In der Partei läuft deshalb ein Programm, das Führungskräfte schult. Neumitglieder werden gleich auf ihre mögliche Gemeinderatstauglichkeit abgeklopft. Nach Zeiten des Mitgliederschwunds, hat sie in letzter Zeit wieder neue Mitglieder hinzugewonnen. Sie liegt jetzt bei 32.000. Damit der Aufwärtstrend weiter anhält, so glauben sie an der AfD-Spitze, müssen schmutzige Machtkämpfe ausbleiben.

„Wir wollen die EU nicht“

Ruhig geht es am ersten Tag in Magdeburg dennoch nicht zu. Denn die AfD stimmt einen für sie heiklen Antrag ab. Sie ist im Europaparlament Mitglied der Partei „Identität und Demokratie“, wie unter anderem auch die österreichische FPÖ und der französische Rassemblement National. Die Frage ist nun: Soll sie der zugehörigen Partei beitreten? Das hätte finanzielle Vorteile, der Bundesvorstand ist dafür.

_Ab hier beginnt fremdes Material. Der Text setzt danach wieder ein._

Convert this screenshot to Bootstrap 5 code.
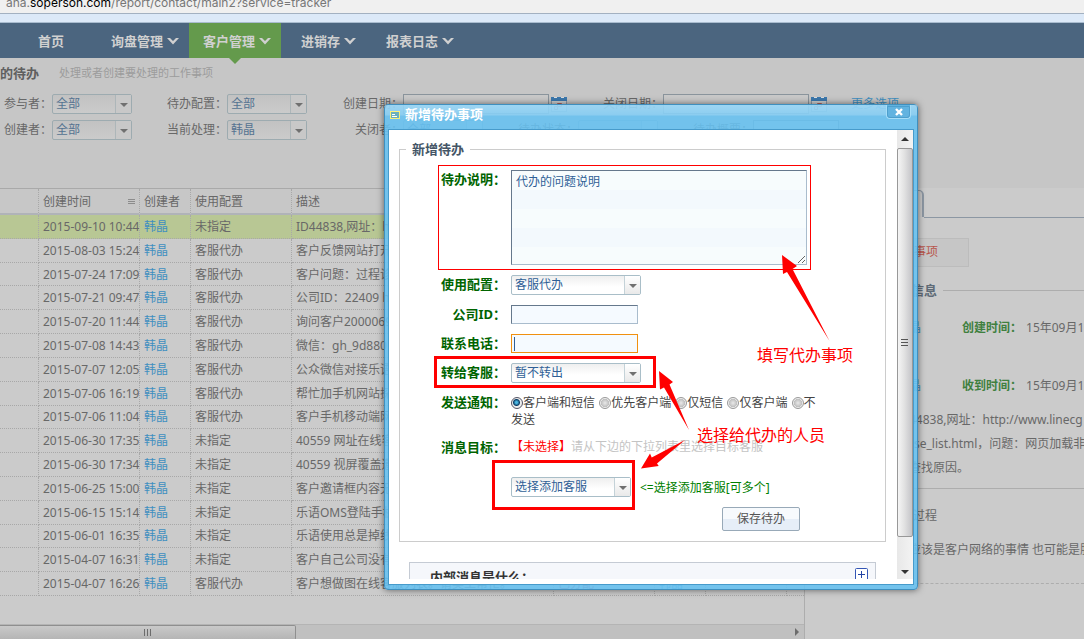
<!DOCTYPE html>
<html lang="zh-CN">
<head>
<meta charset="utf-8">
<meta name="viewport" content="width=device-width, initial-scale=1">
<title>客户管理 - 我的待办</title>
<link rel="stylesheet" href="https://cdn.jsdelivr.net/npm/bootstrap@5.3.0/dist/css/bootstrap.min.css">
<script src="https://cdn.jsdelivr.net/npm/bootstrap@5.3.0/dist/js/bootstrap.bundle.min.js"></script>
<style>
body{font:12px/18px "Noto Sans","Noto Sans CJK SC",sans-serif;color:#686868;background:#cbcbcb;overflow:hidden}
a{text-decoration:none;color:#3f8fc0}
.addr{height:14px;background:#f0f0f0;border-bottom:1px solid #a3b1c1;color:#777;font-family:Inter,sans-serif;line-height:18px;padding-left:6px;overflow:hidden}
.addr div{margin-top:-6px}
.addr b{color:#000;font-weight:400}
.strip{height:9px;background:#dce9f8;border-bottom:1px solid #a9bccf}
.topnav{height:35px;background:#4b657f;gap:6px;padding-left:24px}
.topnav a{color:#d0d0d0;font-size:13px;font-weight:700;height:35px;padding:0 10px 0 14px;gap:4px;display:flex;align-items:center}
.topnav .home{padding-right:27px}
.topnav .current{background:#649a4c;position:relative;margin-left:-6px}
.topnav .current::after{content:"";position:absolute;left:50%;top:100%;margin-left:-6px;border:6px solid transparent;border-top-color:#649a4c;border-bottom:0}
.filters{height:130px;background:#c6c6c6;padding-top:6px}
.filters h1{font-size:13px;line-height:18px;font-weight:700;color:#5f5f5f;margin:0 20px 0 0}
.filters small{font-size:11px;color:#9c9c9c}
.frow{height:20px;margin-bottom:6px}
.frow label{text-align:right;flex:none;width:96px}
.frow label:first-child{width:52px}
.frow .short{width:95px}
.date{width:146px;height:20px;border:1px solid #8a949c;background:#c9c9c9;margin-right:2px}
.memo{width:86px}
.pick{position:relative;display:inline-block;height:20px;flex:none}
.pick select{appearance:none;width:100%;height:20px;border:1px solid #a9bec8;border-radius:2px;background:linear-gradient(#efefef,#fff 60%);color:#2f5f96;font:inherit;line-height:16px;padding:0 3px;display:block}
.pick::after{content:"";position:absolute;right:1px;top:1px;width:16px;height:18px;border-left:1px solid #c4d2d8;background:linear-gradient(#fff,#e9e9e9);pointer-events:none}
.pick::before{content:"";position:absolute;z-index:1;right:4px;top:9px;border:4px solid transparent;border-top-color:#707070;border-bottom:0;pointer-events:none}
.dim{width:80px}
.dim select{background:linear-gradient(#c2c2c2,#cbcbcb);border-color:#9dabb0;color:#557391}
.dim::after{background:#c8c8c8;border-color:#adb6b9}
.work{height:calc(100vh - 188px)}
.grid-pane{min-width:0;border-right:1px solid #adadad}
.todo{table-layout:fixed;width:100%;height:408px;border-collapse:separate;border-spacing:0;border-top:1px solid #a9a9a9}
.todo th,.todo td{padding:1px 0 0 4px;white-space:nowrap;overflow:hidden;border-right:1px dotted #a8a8a8;border-bottom:1px dotted #a8a8a8;line-height:18px}
.todo th{height:26px;font-weight:400;background:#c7c7c7;border-bottom:2px solid #b0b3b8}
.todo th:last-child,.todo td:last-child{border-right:0}
.todo .picked td{background:#b8c794}
.red{color:#b0506c}
.hbar{height:15px;background:#c0c0c0;border-top:1px solid #b4b4b4}
.hthumb{width:296px;height:15px;border:1px solid #8f8f8f;border-left:0;background:linear-gradient(#c9c9c9,#b5b5b5);border-radius:0 2px 2px 0}
.info{width:279px;flex:none;overflow:hidden}
.tabend{height:27px;width:119px;border:solid #8c97a3;border-width:1px 2px 0 0;border-radius:0 5px 0 0;margin-top:2px;background:#c9c9c9}
.tabline{border-top:1px solid #8c97a3;margin-left:119px}
.subtab{width:164px;height:29px;margin-top:20px;border:1px solid #bcbcbc;background:#c6c6c6;color:#b8574d;text-align:right;padding:4px 30px 0 0}
.pad{padding-left:104px;white-space:nowrap}
.group{padding-top:14px}
.pad h2{font-size:13px;line-height:18px;font-weight:700;color:#5f6b77;margin:0 6px 0 2px}
.who{width:53px;flex:none}
.green{color:#3f803f;font-weight:700}
.para{line-height:24px;margin-top:13px}
.rule{border-top:1px solid #adadad}
.dash{border-top:1px dashed #adadad}
/* dialog */
.dlg{position:absolute;z-index:5;left:384px;top:104px;width:534px;border:1px solid #3f8fbe;border-radius:4px;background:rgba(103,193,241,.88);padding:0 3px 4px;box-shadow:0 0 7px rgba(0,0,0,.55);color:#444}
.dlg-head{height:24px;margin:0 -3px;padding:0 5px;background:linear-gradient(rgba(255,255,255,.3),rgba(255,255,255,.18) 10px,transparent 11px);color:#fff;font-size:13px;font-weight:700;gap:5px}
.dlg-head span{line-height:18px}
.shut{width:25px;height:14px;padding:0;border:1px solid #a7def8;border-top:0;border-radius:0 0 4px 4px;background:#62b3e0;outline:1px solid #4d9fcd;outline-offset:-2px;display:flex;align-items:center;justify-content:center;margin-right:1px}
.dlg-body{border:1px solid #479bcb;background:#fff;height:456px;padding-bottom:5px}
.view{flex:1;overflow:hidden;padding:10px 11px 0 10px;min-width:0}
fieldset{border:1px solid #ccc;padding:0 0 10px}
fieldset.form{display:block}
legend{float:none;width:auto;font-size:13px;line-height:18px;font-weight:700;color:#445566;margin:0 0 0 6px;padding:0 6px}
.fields{padding-top:12px;gap:10px}
.fl{width:106px;flex:none;text-align:right;font-size:13px;font-weight:700;color:#006400;line-height:19px}
.fr{gap:5px;line-height:17px}
.fr textarea{width:296px;height:95px;border:1px solid #a9bccd;border-top-color:#65788c;border-left-color:#65788c;background:repeating-linear-gradient(#f7fcfd 0 19px,#f3f9fd 19px 38px);color:#2f5f96;font:inherit;padding:2px 4px;display:block;outline:0}
.fr input[type=text]{width:127px;height:19px;border:1px solid #a9bccd;border-top-color:#65788c;border-left-color:#65788c;background:#f5faff;padding:0 3px;font:inherit;color:#2f5f96;outline:0}
.fr input.hot{border-color:#f09010;background:linear-gradient(#2f5f96,#2f5f96) 2px 2px/1px 14px no-repeat #f5faff}
.w130{width:130px}.w120{width:120px}
.radios{width:313px;padding-top:1px}
.radios label{margin-right:1px}
.radios input{appearance:none;width:12px;height:12px;margin:0;border:1px solid #999;border-radius:50%;vertical-align:-2px;background:radial-gradient(#e9e9e9,#bbb 60%,#eee 61%)}
.radios input:checked{border-color:#556;background:radial-gradient(circle at 45% 45%,#49b5e0 0 1px,#0c3f68 3px,#eee 4px)}
.adder{margin-top:10px}
.save{width:78px;height:24px;border:1px solid #98a9b8;border-radius:2px;background:linear-gradient(#f7fafd 50%,#e6eef8 50%);color:#555;font:inherit;padding:0;margin-left:322px}
.nextbox{margin:20px 10px 0;height:40px;border:1px solid #c5cbd4;background:#f5f7fb;font-size:13px;font-weight:700;color:#333;padding:5px 7px 0 20px}
.vbar{width:16px;background:linear-gradient(90deg,#e8e8e8,#f3f3f3);flex:none}
.vbar svg{display:block}
.vthumb{height:389px;border:1px solid #989898;border-radius:2px;background:linear-gradient(90deg,#f5f5f5,#e2e2e2 45%,#c4c4c8)}
.notes{position:absolute;left:-1px;top:-1px;pointer-events:none}
</style>
</head>
<body>
<div class="addr"><div>ana.<b>soperson.com</b>/report/contact/main2?service=tracker</div></div>
<div class="strip"></div>
<nav class="topnav d-flex">
  <a href="#" class="home">首页</a>
  <a href="#">询盘管理<svg width="12" height="8"><path d="M0 1h3l3 3 3-3h3L6 7.500z" fill="#d0d0d0"/></svg></a>
  <a href="#" class="current">客户管理<svg width="12" height="8"><path d="M0 1h3l3 3 3-3h3L6 7.500z" fill="#d0d0d0"/></svg></a>
  <a href="#">进销存<svg width="12" height="8"><path d="M0 1h3l3 3 3-3h3L6 7.500z" fill="#d0d0d0"/></svg></a>
  <a href="#">报表日志<svg width="12" height="8"><path d="M0 1h3l3 3 3-3h3L6 7.500z" fill="#d0d0d0"/></svg></a>
</nav>
<section class="filters">
  <div class="d-flex mb-2 pb-1 align-items-center"><h1>的待办</h1><small>处理或者创建要处理的工作事项</small></div>
  <div class="frow d-flex align-items-center">
    <label for="f1">参与者：</label><span class="pick dim"><select id="f1"><option>全部</option></select></span>
    <label for="f2" class="short">待办配置：</label><span class="pick dim"><select id="f2"><option>全部</option></select></span>
    <label for="f3">创建日期：</label><input id="f3" type="text" class="date">
    <svg width="16" height="16"><rect x=".5" y="1.500" width="15" height="14" fill="#cfcfcf" stroke="#8f9aa8"/><path d="M0 1h16v4H0z" fill="#3c78ad"/><path d="M3 1h3v1H3zM10 1h3v1h-3z" fill="#ddd"/><path d="M3.500 13.500v-3h3v3zM6.500 10.500v-3h4v3z" fill="none" stroke="#b3605c"/></svg>
    <label for="f4">关闭日期：</label><input id="f4" type="text" class="date">
    <svg width="16" height="16"><rect x=".5" y="1.500" width="15" height="14" fill="#cfcfcf" stroke="#8f9aa8"/><path d="M0 1h16v4H0z" fill="#3c78ad"/><path d="M3 1h3v1H3zM10 1h3v1h-3z" fill="#ddd"/><path d="M3.500 13.500v-3h3v3zM6.500 10.500v-3h4v3z" fill="none" stroke="#b3605c"/></svg>
    <a href="#" class="ms-4">更多选项</a>
  </div>
  <div class="frow d-flex align-items-center">
    <label for="g1">创建者：</label><span class="pick dim"><select id="g1"><option>全部</option></select></span>
    <label for="g2" class="short">当前处理：</label><span class="pick dim"><select id="g2"><option>韩晶</option></select></span>
    <label for="g3">关闭者：</label><span class="pick dim"><select id="g3"><option>全部</option></select></span>
    <label for="g4" class="short">待办状态：</label><span class="pick dim"><select id="g4"><option></option></select></span>
    <label for="g5" class="short">待办概要：</label><input id="g5" type="text" class="date memo">
  </div>
</section>
<main class="work d-flex">
  <div class="grid-pane flex-grow-1 d-flex flex-column">
    <table class="todo">
      <colgroup><col style="width:39px"><col style="width:101px"><col style="width:51px"><col style="width:101px"><col style="width:262px"><col style="width:101px"><col style="width:51px"><col style="width:81px"><col></colgroup>
      <thead><tr><th></th><th><div class="d-flex justify-content-between align-items-center pe-1">创建时间<svg width="7" height="7"><path d="M0 1.500h7M0 3.500h7M0 5.500h7" stroke="#8c8c8c" stroke-width="1"/></svg></div></th><th>创建者</th><th>使用配置</th><th>描述</th><th></th><th></th><th></th><th></th></tr></thead>
      <tbody>
      <tr class="picked"><td></td><td>2015-09-10 10:44</td><td><a href="#">韩晶</a></td><td>未指定</td><td>ID44838,网址：http</td><td></td><td></td><td></td><td></td></tr>
      <tr><td></td><td>2015-08-03 15:24</td><td><a href="#">韩晶</a></td><td>客服代办</td><td>客户反馈网站打开</td><td></td><td></td><td></td><td></td></tr>
      <tr><td></td><td>2015-07-24 17:09</td><td><a href="#">韩晶</a></td><td>客服代办</td><td>客户问题：过程诊</td><td></td><td></td><td></td><td></td></tr>
      <tr><td></td><td>2015-07-21 09:47</td><td><a href="#">韩晶</a></td><td>客服代办</td><td>公司ID：22409 http</td><td></td><td></td><td></td><td></td></tr>
      <tr><td></td><td>2015-07-20 11:44</td><td><a href="#">韩晶</a></td><td>客服代办</td><td>询问客户2000069</td><td></td><td></td><td></td><td></td></tr>
      <tr><td></td><td>2015-07-08 14:43</td><td><a href="#">韩晶</a></td><td>客服代办</td><td>微信：gh_9d880</td><td></td><td></td><td></td><td></td></tr>
      <tr><td></td><td>2015-07-07 12:05</td><td><a href="#">韩晶</a></td><td>客服代办</td><td>公众微信对接乐语</td><td></td><td></td><td></td><td></td></tr>
      <tr><td></td><td>2015-07-06 16:19</td><td><a href="#">韩晶</a></td><td>客服代办</td><td>帮忙加手机网站探</td><td></td><td></td><td></td><td></td></tr>
      <tr><td></td><td>2015-07-06 11:04</td><td><a href="#">韩晶</a></td><td>客服代办</td><td>客户手机移动端网</td><td></td><td></td><td></td><td></td></tr>
      <tr><td></td><td>2015-06-30 17:35</td><td><a href="#">韩晶</a></td><td>未指定</td><td>40559 网址在线客</td><td></td><td></td><td></td><td></td></tr>
      <tr><td></td><td>2015-06-30 17:34</td><td><a href="#">韩晶</a></td><td>未指定</td><td>40559 视屏覆盖邀</td><td></td><td></td><td></td><td></td></tr>
      <tr><td></td><td>2015-06-25 15:00</td><td><a href="#">韩晶</a></td><td>未指定</td><td>客户邀请框内容无</td><td></td><td></td><td></td><td></td></tr>
      <tr><td></td><td>2015-06-15 15:14</td><td><a href="#">韩晶</a></td><td>未指定</td><td>乐语OMS登陆手机</td><td></td><td></td><td></td><td></td></tr>
      <tr><td></td><td>2015-06-01 16:35</td><td><a href="#">韩晶</a></td><td>未指定</td><td>乐语使用总是掉线</td><td></td><td></td><td></td><td></td></tr>
      <tr><td></td><td>2015-04-07 16:31</td><td><a href="#">韩晶</a></td><td>未指定</td><td>客户自己公司没有</td><td></td><td></td><td></td><td></td></tr>
      <tr><td></td><td>2015-04-07 16:26</td><td><a href="#">韩晶</a></td><td>客服代办</td><td>客户想做图在线客服列表。请吴工帮忙。</td><td class="red">已分配</td><td><a href="#">韩晶</a></td><td></td><td></td></tr>
      </tbody>
    </table>
    <div class="hbar mt-auto d-flex justify-content-between align-items-center">
      <div class="hthumb d-flex justify-content-center align-items-center"><svg width="9" height="7"><path d="M1.500 0v7M4.500 0v7M7.500 0v7" stroke="#6c6c6c"/></svg></div>
      <svg width="12" height="8"><path d="M3 0l4 4-4 4z" fill="#6c6c6c"/></svg>
    </div>
  </div>
  <aside class="info">
    <div class="tabend"></div><div class="tabline"></div>
    <div class="subtab">事项</div>
    <div class="pad group d-flex align-items-center mb-3 pb-1"><h2>信息</h2><div class="rule flex-grow-1"></div></div>
    <div class="pad d-flex mb-4"><a href="#" class="who">晶</a><span class="green">创建时间：</span><span class="ps-1">15年09月10日</span></div>
    <div class="pad d-flex pt-3"><a href="#" class="who">晶</a><span class="green">收到时间：</span><span class="ps-1">15年09月10日</span></div>
    <div class="pad para">44838,网址：http://www.linecg<br>rse_list.html，问题：网页加载非<br>查找原因。</div>
    <div class="rule mt-2 pb-1"></div>
    <div class="pad group"><div class="ps-1">过程</div></div>
    <div class="pad pt-3">应该是客户网络的事情 也可能是服</div>
    <div class="dash mt-4"></div>
  </aside>
</main>

<section class="dlg" role="dialog" aria-label="新增待办事项">
  <div class="dlg-head d-flex align-items-start">
    <svg class="mt-1" width="10" height="11"><rect x=".5" y="2.500" width="9" height="7" fill="#6ab0bd" stroke="#f5ef7c"/><path d="M0 2.500h10" stroke="#fff27a"/><path d="M2 5.500h3M2 7.500h5" stroke="#fff"/></svg>
    <span>新增待办事项</span>
    <button class="shut ms-auto" type="button" aria-label="关闭"><svg width="8" height="8"><path d="M1 1l6 6M7 1L1 7" stroke="#fff" stroke-width="2.400"/></svg></button>
  </div>
  <div class="dlg-body d-flex">
    <div class="view">
      <fieldset class="form"><legend>新增待办</legend>
        <form class="fields d-flex flex-column">
          <div class="fr d-flex"><label class="fl" for="d1">待办说明：</label><textarea id="d1">代办的问题说明</textarea></div>
          <div class="fr d-flex"><label class="fl" for="d2">使用配置：</label><span class="pick w130"><select id="d2"><option>客服代办</option></select></span></div>
          <div class="fr d-flex"><label class="fl" for="d3">公司ID：</label><input id="d3" type="text"></div>
          <div class="fr d-flex"><label class="fl" for="d4">联系电话：</label><input id="d4" type="text" class="hot"></div>
          <div class="fr d-flex"><label class="fl" for="d5">转给客服：</label><span class="pick w130"><select id="d5"><option>暂不转出</option></select></span></div>
          <div class="fr d-flex"><span class="fl">发送通知：</span><div class="radios"><label><input type="radio" name="n" checked>客户端和短信</label> <label><input type="radio" name="n">优先客户端</label> <label><input type="radio" name="n">仅短信</label> <label><input type="radio" name="n">仅客户端</label> <label class="d-inline"><input type="radio" name="n">不发送</label></div></div>
          <div class="fr d-flex"><span class="fl">消息目标：</span><div style="color:#c4c4c4"><span style="color:red">【未选择】</span>请从下边的下拉列表里选择目标客服</div></div>
          <div class="fr adder d-flex align-items-center"><span class="fl"></span><span class="pick w120"><select aria-label="选择添加客服"><option>选择添加客服</option></select></span><span class="ms-1" style="color:#008000">&lt;=选择添加客服[可多个]</span></div>
          <button class="save" type="button">保存待办</button>
        </form>
      </fieldset>
      <div class="nextbox d-flex justify-content-between"><span>内部消息是什么：</span><svg width="13" height="13"><rect x=".5" y=".5" width="12" height="12" rx="1" fill="#fff" stroke="#3355b5"/><path d="M3 6.500h7M6.500 3v7" stroke="#2244a5"/></svg></div>
    </div>
    <div class="vbar d-flex flex-column">
      <svg width="16" height="18"><path d="M4 11l4-4 4 4z" fill="#333"/></svg>
      <div class="vthumb d-flex justify-content-center align-items-center"><svg width="8" height="9"><path d="M0 1.500h7M0 4.500h7M0 7.500h7" stroke="#555"/></svg></div>
      <svg class="mt-auto" width="16" height="16"><path d="M4 7l4 4 4-4z" fill="#333"/></svg>
    </div>
  </div>
  <svg class="notes" width="534" height="486" viewBox="384 104 534 486" fill="red" font-size="16">
    <rect x="438.500" y="165.500" width="372" height="104" fill="none" stroke="red"/>
    <rect x="435.500" y="357.500" width="219" height="29" fill="none" stroke="red" stroke-width="3"/>
    <rect x="493.500" y="461.500" width="140" height="47" fill="none" stroke="red" stroke-width="3"/>
    <path d="M782 255l15 11-4.500 3 37 72-42.500-69-4 2zM659 371l14 11-3.500 2.500L689 430l-25-42.500-4 2zM641 468.500l9-15 1.700 4L685 440l-28 23.500 1.700 2.500z"/>
    <text x="757" y="361">填写代办事项</text>
    <text x="697" y="441">选择给代办的人员</text>
  </svg>
</section>
</body>
</html>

Doch für einige geht es hier um die Identität der Rechtsaußenpartei. „Wollen Sie, dass wir unsere Glaubwürdigkeit als Dexit-Partei verlieren?“, ruft der Baden-Württemberger Emil Sänze. „Wir sind die Alternative für Deutschland, nicht die Alternative für Europa“, schimpft der Bayer Martin Sichert. „Wir wollen die EU nicht und wir wollen nicht unsere Seele für ein paar Almosen aus Brüssel verkaufen.“ Ein anderer Redner plädiert für Nichtbefassung.

Parteichefin Alice Weidel eilt für einen kurzen Beitrag zum Rednerpult. Sie schreit fast, als sie den Beitritt zur ID-Partei verteidigt. „Wir wollen in Europa die Mehrheit haben gegen die etablierten Parteien, die sich Europa zur Beute gemacht haben!“ Dazu müsse man zusammenarbeiten. Am Ende geht der Antrag durch, die AfD tritt der ID-Partei bei.

Das Wort der Parteichefin wirkt, dabei hat sie erst kürzlich einen riskanten Schachzug gemacht. Ohne es in Fraktion und Partei abzustimmen, so heißt es, habe sie sich für einen AfD-Kanzlerkandidaten ausgesprochen – und sich gleich selbst ins Spiel gebracht.

Normalerweise hätte Weidel danach öffentliche Angriffe von Parteifreunden befürchten müssen. Doch es gab nur eine Spitze vom AfD-Ehrenvorsitzenden Alexander Gauland. Aber niemand habe der „Nestbeschmutzer“ sein wollen, der die Umfragewerte in Gefahr bringt, sagen AfD-Funktionäre.

Bis auf ihren Kurzauftritt hält sich Weidel in Magdeburg zurück. Chrupalla dagegen hält gleich zwei Reden. Der AfD-Chef träumt von einer Regierungsbeteiligung in Sachsen, Thüringen und Brandenburg. Er ruft der CDU zu, sie solle die Brandmauer zur AfD nieder reißen. Und mit Blick auf CDU-Chef Friedrich Merz, der kürzlich die CDU als „Alternative für Deutschland mit Substanz“ bezeichnet hatte, spöttelt Chrupalla: „Sogar Friedrich Merz will mittlerweile lieber Parteichef der AfD-sein.“ Von Demut ist jetzt nicht mehr viel zu spüren.